Jamesburg currently has a municipal franchise with Comcast. Verizon is pushing for the legislation that would allow for state franchises, and is offering to double the revenue percentage that towns now receive in New Jersey.
Maloney believes the Video Choice Act, on principle, is a good idea, but it just doesn’t offer the benefits that a statewide franchise agreement would.
“My personal take is, because Jamesburg does not really have a lot in our franchise agreement — we’re just not big enough to go ahead and get things like a dedicated public access channel –– there’s not much of a disadvantage to us to a statewide agreement that gives a higher cut of the revenues,” Maloney said.
Both bills have faced some opposition for a loophole that would allow for red-lining — the possibility that service providers would pursue franchises with the most affluent communities first, leaving customers in other areas without the market competition that the Video Choice Act aims to provide.

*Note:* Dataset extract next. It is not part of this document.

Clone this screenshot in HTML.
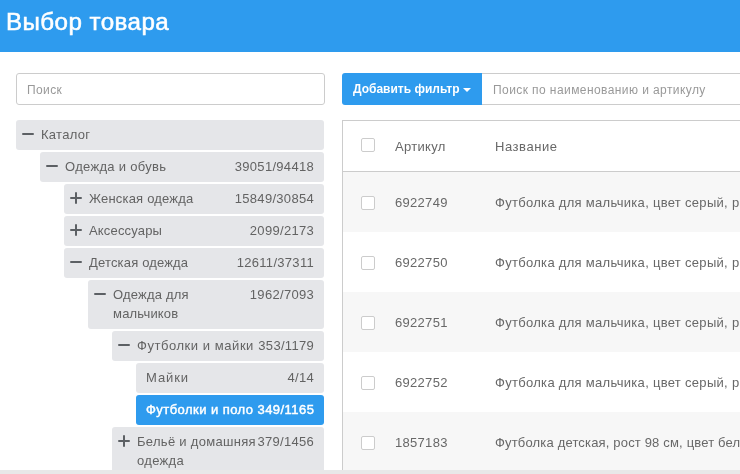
<!DOCTYPE html>
<html><head><meta charset="utf-8">
<style>
*{box-sizing:border-box;margin:0;padding:0}
html,body{width:740px;height:474px;overflow:hidden;background:#fff;font-family:"Liberation Sans",sans-serif;color:#555}
.wrap{position:absolute;left:0;top:0;width:740px;height:474px;will-change:transform}
.hdr{position:absolute;left:0;top:0;width:740px;height:52px;background:#2e9bee}
.hdr h1{position:absolute;left:6px;top:7px;font-size:23px;font-weight:normal;color:#fff;line-height:30px;white-space:nowrap;letter-spacing:0.42px;-webkit-text-stroke:0.5px #fff;transform:scaleX(1.05);transform-origin:0 0}
.search{position:absolute;left:16px;top:73px;width:309px;height:32px;border:1px solid #ccc;border-radius:3px}
.search span{position:absolute;left:10px;top:8px;font-size:12px;color:#999;line-height:16px;letter-spacing:0.4px}
.t{position:absolute;height:30px;background:#e5e6e9;border-radius:3px;font-size:13px;color:#636363;line-height:16px;letter-spacing:0.3px}
.lb{position:absolute;top:7px;white-space:nowrap}
.ct{position:absolute;right:10px;top:7px;white-space:nowrap}
.mi{position:absolute;width:12px;height:2.8px;background:#5c6064;top:12.6px;left:6px;border-radius:1px}
.pl{position:absolute;width:12px;height:12px;top:8px;left:6px}
.pl:before{content:"";position:absolute;left:0;top:4.6px;width:12px;height:2.8px;background:#5c6064;border-radius:1px}
.pl:after{content:"";position:absolute;top:0;left:4.6px;height:12px;width:2.8px;background:#5c6064;border-radius:1px}
.btn{position:absolute;left:342px;top:73px;width:140px;height:32px;background:#2e9bee;border-radius:3px 0 0 3px;color:#fff;font-weight:bold;font-size:12px;line-height:16px}
.btn span{position:absolute;left:11px;top:8px;white-space:nowrap;letter-spacing:0px}
.caret{position:absolute;left:463px;top:88px;width:0;height:0;border-left:4px solid transparent;border-right:4px solid transparent;border-top:4px solid #fff}
.q{position:absolute;left:482px;top:73px;width:270px;height:32px;border:1px solid #ccc;border-left:none}
.q span{position:absolute;left:11px;top:8px;font-size:12px;color:#999;white-space:nowrap;line-height:16px;letter-spacing:0.42px}
.tbl{position:absolute;left:342px;top:120px;width:420px;height:360px;border:1px solid #ccc;border-right:none;border-bottom:none}
.row{position:absolute;left:0;width:420px;height:60px}
.cb{position:absolute;left:18px;width:14px;height:14px;border:1px solid #ccc;border-radius:2px;background:#fff}
.row .a{position:absolute;left:52px;font-size:13px;white-space:nowrap;line-height:16px;letter-spacing:0.3px;color:#686868}
.row .n{position:absolute;left:152px;font-size:13px;white-space:nowrap;line-height:16px;letter-spacing:0.3px;color:#686868}
.bar{position:absolute;left:0;top:470px;width:740px;height:4px;background:#e8e8e8}
</style></head><body><div class="wrap">
<div class="hdr"><h1>Выбор товара</h1></div>
<div class="search"><span>Поиск</span></div>

<div class="t" style="left:16px;top:120px;width:308px"><i class="mi"></i><span class="lb" style="left:25px">Каталог</span></div>
<div class="t" style="left:40px;top:152px;width:284px"><i class="mi"></i><span class="lb" style="left:25px">Одежда и обувь</span><span class="ct">39051/94418</span></div>
<div class="t" style="left:64px;top:184px;width:260px"><i class="pl"></i><span class="lb" style="left:25px;letter-spacing:0.19px">Женская одежда</span><span class="ct">15849/30854</span></div>
<div class="t" style="left:64px;top:216px;width:260px"><i class="pl"></i><span class="lb" style="left:25px;letter-spacing:0.17px">Аксессуары</span><span class="ct">2099/2173</span></div>
<div class="t" style="left:64px;top:248px;width:260px"><i class="mi"></i><span class="lb" style="left:25px;letter-spacing:0.17px">Детская одежда</span><span class="ct">12611/37311</span></div>
<div class="t" style="left:88px;top:280px;width:236px;height:49px"><i class="mi"></i><span class="lb" style="left:25px;line-height:19px;top:5px;letter-spacing:0.19px">Одежда для<br>мальчиков</span><span class="ct">1962/7093</span></div>
<div class="t" style="left:112px;top:331px;width:212px"><i class="mi"></i><span class="lb" style="left:25px;letter-spacing:0.55px">Футболки и майки</span><span class="ct">353/1179</span></div>
<div class="t" style="left:136px;top:363px;width:188px"><span class="lb" style="left:10px;letter-spacing:0.9px">Майки</span><span class="ct">4/14</span></div>
<div class="t" style="left:136px;top:395px;width:188px;background:#2e9bee;color:#fff;font-weight:normal"><span class="lb" style="left:10px;letter-spacing:0.45px;-webkit-text-stroke:0.45px #fff">Футболки и поло 349/1165</span></div>
<div class="t" style="left:112px;top:427px;width:212px;height:49px"><i class="pl"></i><span class="lb" style="left:25px;line-height:19px;top:5px;letter-spacing:0.3px">Бельё и домашняя<br>одежда</span><span class="ct">379/1456</span></div>

<div class="btn"><span>Добавить фильтр</span></div>
<div class="caret"></div>
<div class="q"><span>Поиск по наименованию и артикулу</span></div>
<div class="tbl">
  <div class="row" style="top:0;height:51px;border-bottom:1px solid #ccc"><div class="cb" style="top:17px"></div><span class="a" style="top:18px">Артикул</span><span class="n" style="top:18px;letter-spacing:0.55px">Название</span></div>
  <div class="row" style="top:51px;background:#f7f7f7"><div class="cb" style="top:24px"></div><span class="a" style="top:23px">6922749</span><span class="n" style="top:23px">Футболка для мальчика, цвет серый, рост</span></div>
  <div class="row" style="top:111px"><div class="cb" style="top:24px"></div><span class="a" style="top:23px">6922750</span><span class="n" style="top:23px">Футболка для мальчика, цвет серый, рост</span></div>
  <div class="row" style="top:171px;background:#f7f7f7"><div class="cb" style="top:24px"></div><span class="a" style="top:23px">6922751</span><span class="n" style="top:23px">Футболка для мальчика, цвет серый, рост</span></div>
  <div class="row" style="top:231px"><div class="cb" style="top:24px"></div><span class="a" style="top:23px">6922752</span><span class="n" style="top:23px">Футболка для мальчика, цвет серый, рост</span></div>
  <div class="row" style="top:291px;background:#f7f7f7"><div class="cb" style="top:24px"></div><span class="a" style="top:23px">1857183</span><span class="n" style="top:23px;letter-spacing:0.17px">Футболка детская, рост 98 см, цвет белый</span></div>
</div>
<div class="bar"></div>
</div></body></html>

While the danger of red-lining is there, Blackburn’s aide said, the Video Choice Act ensures eventual competition, which would lead to lower rates and better service for customers. Unless something changes, he said, customers may never be offered such competition.
Blackburn’s letter warned that current laws would crush competition.
“All of our constituents deserve more options,” the letter said.
Maloney said that until he can be sure the borough’s residents will benefit from the legislation, the borough should stand opposed to the bill.
A state franchise, such as the one Verizon would like to negotiate, would leave consumers with the same service but with more money in their pockets, an offer the Video Choice Act just cannot make.